Na galeria de doutrinadores da unidade europeia, sempre tendo por objetivo fundamental evitar a guerra civil das potências europeias, e a mais limitada galeria dos que foram dando corpo ao projeto da União que temos, a figura de Jacques Delors aparece frequentemente como um marco divisório de épocas. Não apenas pela ação governativa, com um saldo positivo minoritariamente contestado, mas também porque o envolvimento na ação não o impediu de se preocupar e ocupar, com atenção empenhada e lúcida, de definir e implantar na consciência dos povos chamados à unidade uma vontade de coesão.
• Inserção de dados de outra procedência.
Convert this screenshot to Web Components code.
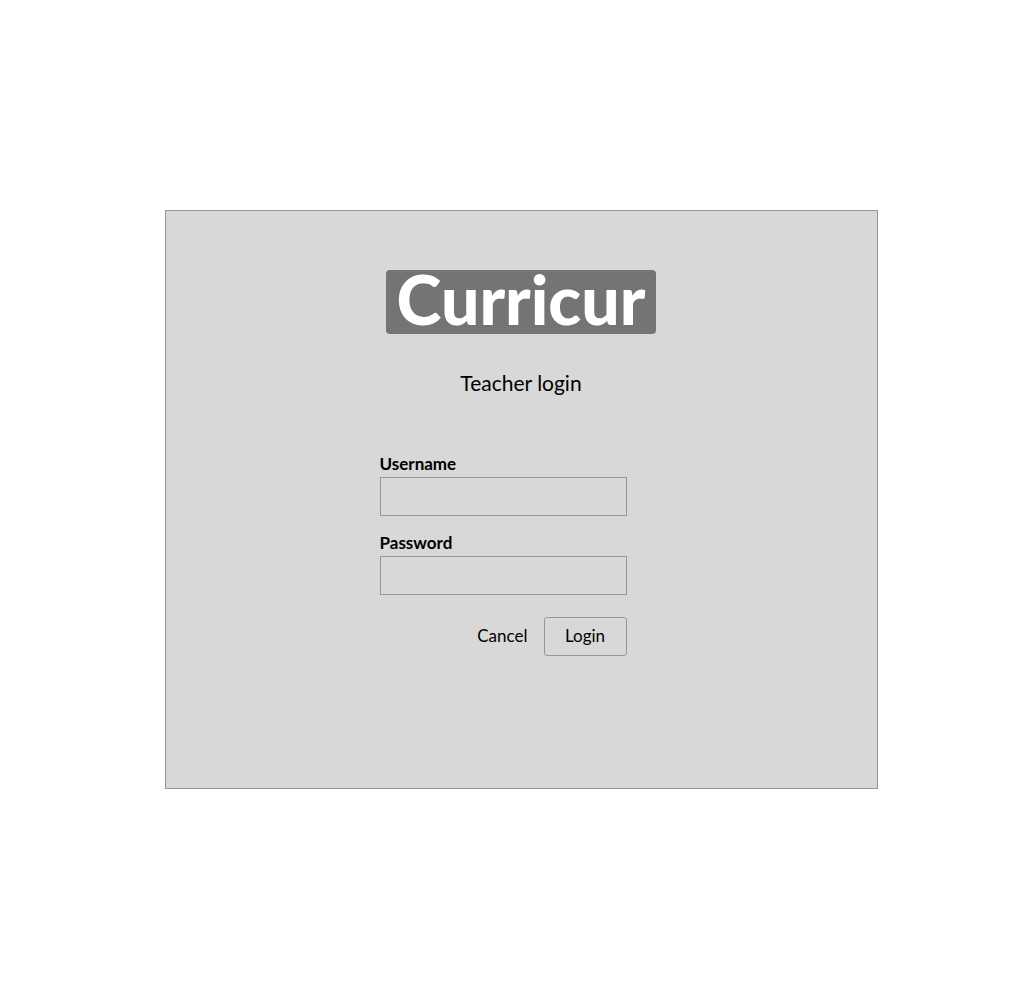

Num dos valiosos trabalhos da European Federation of National Academies of Sciences and Humanities (ALLEA) incluído no volume (2006) intitulado "In Search of Common Values in the European Research Area", Jérome Vignon recorda como ele se interessou pelos programas de investigação das mudanças ou tendências que estavam a tornar-se dominantes nas sociedades múltiplas da União e que deveriam basear as políticas de integração a definir e seguir.
Isto por ter reconhecido que necessitava de atualizar a perceção dos órgãos responsáveis da União, em vista das diferenças de objetivos das novas gerações que já não tinham senão informação, mas não memória da experiência terrível que animara os primeiros responsáveis pelo projeto europeu.
A experiência aconselhou a orientar as consultas às correntes religiosas e humanistas abrangidas, informa o citado estudo, pela expressão "A soul for Europe", procurando, no encontro das ciências e da cultura, a variedade, a identificação da diversidade das perspetivas nacionais e, finalmente, ter seriamente em conta os trabalhos do European Group of Ethics, que muito deveu a Noêlle Lenieu.
Tudo numa data em que se multiplicavam as responsabilidades da União em todos os domínios do desenvolvimento e da informação, que levariam, na fórmula que se tornou famosa de Delors, a moldar a nova sociedade do futuro, que mal se definia mas se pressentia.
É de registar que deram fruto valioso os trabalhos da ALLEA, pelo menos na investigação, debate e definição dos valores comuns que devem presidir à sua área de investigação científica, de resto apoiando-se num longo passado que, com definição maleável de objetivos e métodos, era já rico de reconhecimentos mútuos, convívio, encontros e comunicações.
Mas são mais vastos os resultados que Delors procurou obter e sustentar, usando mais recursos ao seu dispor, na busca de uma alma europeia, que tanto o preocupou. As divergências que se aprofundam sobre qual é o conceito estratégico da União, em vésperas de parecer inevitável o confronto de orientações dos governos europeus em mudança, sobretudo no que toca ao comportamento da Alemanha e da França, não apontam para que a "alma da Europa" esteja presente e venerada como paradigma comum e dominante, antes parece mais inquietante a ameaça do regresso à busca das diferenças que no passado século fizeram naufragar todos os apelos, doutrinas e práticas para a unidade, deste conjunto de povos que habitam um território sem fronteiras naturais, que não falam a mesma língua, cuja história comum está semeada de lutas interiores, que, todavia, se proclamam todos europeus e ainda não perderam completamente o hábito de tratar os restantes povos com a simples expressão - os outros.
O fundador Jean Monnet, ao escrever as memórias, confessava que, se tivesse a experiência que entretanto se desenvolveu na Europa, teria começado pela cultura. A tentativa de Delors começa a parecer um restauro ameaçado de tardio, em vista do projeto e consequências das práticas das finanças e da teologia de mercado.
A alma da Europa não parece ter sido fortalecida, mas à debilitação da Europa não falham as contribuições. Destas inquietantes contribuições, as mais danosas não são as que derivam de divergências legítimas de opiniões sabidas e sustentadas nos órgãos institucionais: são, antes, as originadas por diretórios, ou ignorados ou não constantes de qualquer tratado.